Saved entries
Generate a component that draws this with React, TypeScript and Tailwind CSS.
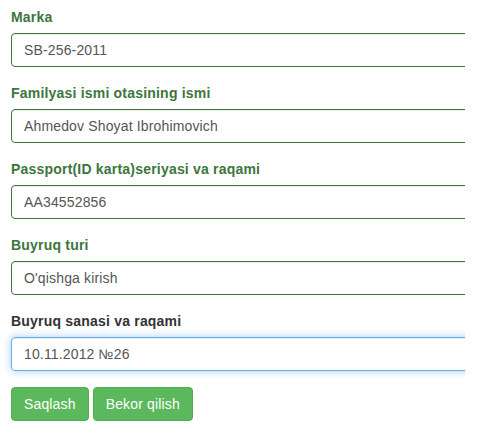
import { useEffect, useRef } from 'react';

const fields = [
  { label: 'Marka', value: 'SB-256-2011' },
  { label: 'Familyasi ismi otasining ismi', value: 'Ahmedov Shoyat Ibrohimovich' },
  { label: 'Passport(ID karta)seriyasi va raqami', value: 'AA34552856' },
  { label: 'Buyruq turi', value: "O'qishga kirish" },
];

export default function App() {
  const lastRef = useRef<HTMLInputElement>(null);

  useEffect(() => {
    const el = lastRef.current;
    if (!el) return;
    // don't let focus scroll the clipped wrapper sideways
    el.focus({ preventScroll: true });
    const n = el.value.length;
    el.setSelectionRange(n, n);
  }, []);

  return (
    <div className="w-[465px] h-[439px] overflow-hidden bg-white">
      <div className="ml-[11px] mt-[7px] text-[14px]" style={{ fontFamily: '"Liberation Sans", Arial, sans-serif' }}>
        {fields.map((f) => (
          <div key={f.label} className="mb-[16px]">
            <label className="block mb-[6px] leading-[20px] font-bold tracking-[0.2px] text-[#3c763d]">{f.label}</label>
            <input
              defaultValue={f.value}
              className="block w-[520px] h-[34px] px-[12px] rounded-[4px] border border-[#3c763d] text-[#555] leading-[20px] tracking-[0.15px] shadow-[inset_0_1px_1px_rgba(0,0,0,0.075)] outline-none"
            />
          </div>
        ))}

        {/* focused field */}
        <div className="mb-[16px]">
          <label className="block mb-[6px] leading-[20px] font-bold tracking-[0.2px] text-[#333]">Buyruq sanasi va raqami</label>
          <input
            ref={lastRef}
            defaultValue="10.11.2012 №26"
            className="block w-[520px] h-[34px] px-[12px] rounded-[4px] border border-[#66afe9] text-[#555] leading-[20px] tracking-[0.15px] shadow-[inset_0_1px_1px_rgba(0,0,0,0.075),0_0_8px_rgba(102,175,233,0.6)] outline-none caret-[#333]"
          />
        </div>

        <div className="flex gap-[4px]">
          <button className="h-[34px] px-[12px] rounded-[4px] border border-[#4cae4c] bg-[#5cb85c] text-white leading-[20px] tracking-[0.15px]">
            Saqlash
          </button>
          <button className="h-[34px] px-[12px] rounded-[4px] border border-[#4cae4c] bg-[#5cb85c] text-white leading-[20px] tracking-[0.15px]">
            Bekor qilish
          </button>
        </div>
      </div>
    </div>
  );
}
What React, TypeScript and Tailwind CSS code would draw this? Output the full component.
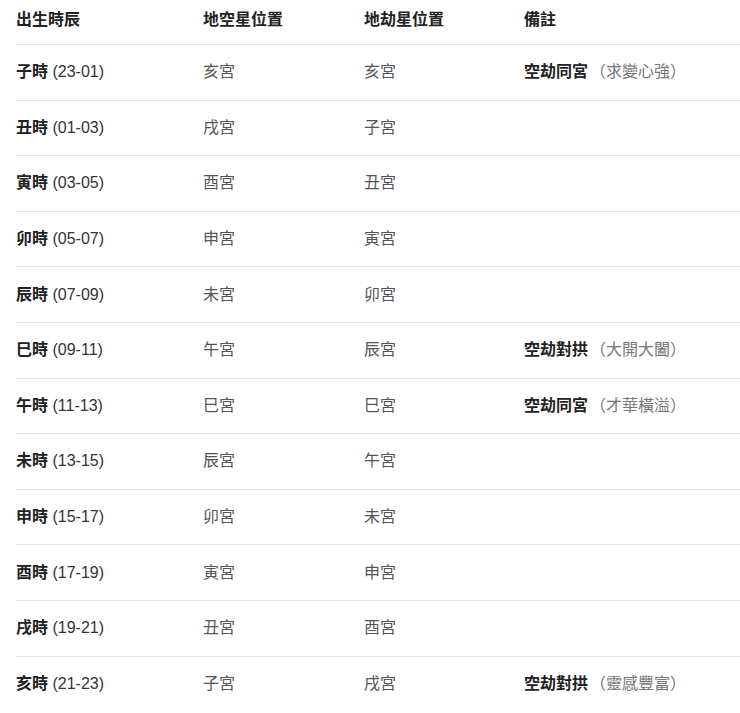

● Task statement
Go through the listing above and write it out again exactly, dropping the pictures.

● Exercise solution
Generate a component that draws this with React, TypeScript and Tailwind CSS.
import { useEffect, useRef } from 'react';

const fields = [
  { label: 'Marka', value: 'SB-256-2011' },
  { label: 'Familyasi ismi otasining ismi', value: 'Ahmedov Shoyat Ibrohimovich' },
  { label: 'Passport(ID karta)seriyasi va raqami', value: 'AA34552856' },
  { label: 'Buyruq turi', value: "O'qishga kirish" },
];

export default function App() {
  const lastRef = useRef<HTMLInputElement>(null);

  useEffect(() => {
    const el = lastRef.current;
    if (!el) return;
    // don't let focus scroll the clipped wrapper sideways
    el.focus({ preventScroll: true });
    const n = el.value.length;
    el.setSelectionRange(n, n);
  }, []);

  return (
    <div className="w-[465px] h-[439px] overflow-hidden bg-white">
      <div className="ml-[11px] mt-[7px] text-[14px]" style={{ fontFamily: '"Liberation Sans", Arial, sans-serif' }}>
        {fields.map((f) => (
          <div key={f.label} className="mb-[16px]">
            <label className="block mb-[6px] leading-[20px] font-bold tracking-[0.2px] text-[#3c763d]">{f.label}</label>
            <input
              defaultValue={f.value}
              className="block w-[520px] h-[34px] px-[12px] rounded-[4px] border border-[#3c763d] text-[#555] leading-[20px] tracking-[0.15px] shadow-[inset_0_1px_1px_rgba(0,0,0,0.075)] outline-none"
            />
          </div>
        ))}

        {/* focused field */}
        <div className="mb-[16px]">
          <label className="block mb-[6px] leading-[20px] font-bold tracking-[0.2px] text-[#333]">Buyruq sanasi va raqami</label>
          <input
            ref={lastRef}
            defaultValue="10.11.2012 №26"
            className="block w-[520px] h-[34px] px-[12px] rounded-[4px] border border-[#66afe9] text-[#555] leading-[20px] tracking-[0.15px] shadow-[inset_0_1px_1px_rgba(0,0,0,0.075),0_0_8px_rgba(102,175,233,0.6)] outline-none caret-[#333]"
          />
        </div>

        <div className="flex gap-[4px]">
          <button className="h-[34px] px-[12px] rounded-[4px] border border-[#4cae4c] bg-[#5cb85c] text-white leading-[20px] tracking-[0.15px]">
            Saqlash
          </button>
          <button className="h-[34px] px-[12px] rounded-[4px] border border-[#4cae4c] bg-[#5cb85c] text-white leading-[20px] tracking-[0.15px]">
            Bekor qilish
          </button>
        </div>
      </div>
    </div>
  );
}
What React, TypeScript and Tailwind CSS code would draw this? Output the full component.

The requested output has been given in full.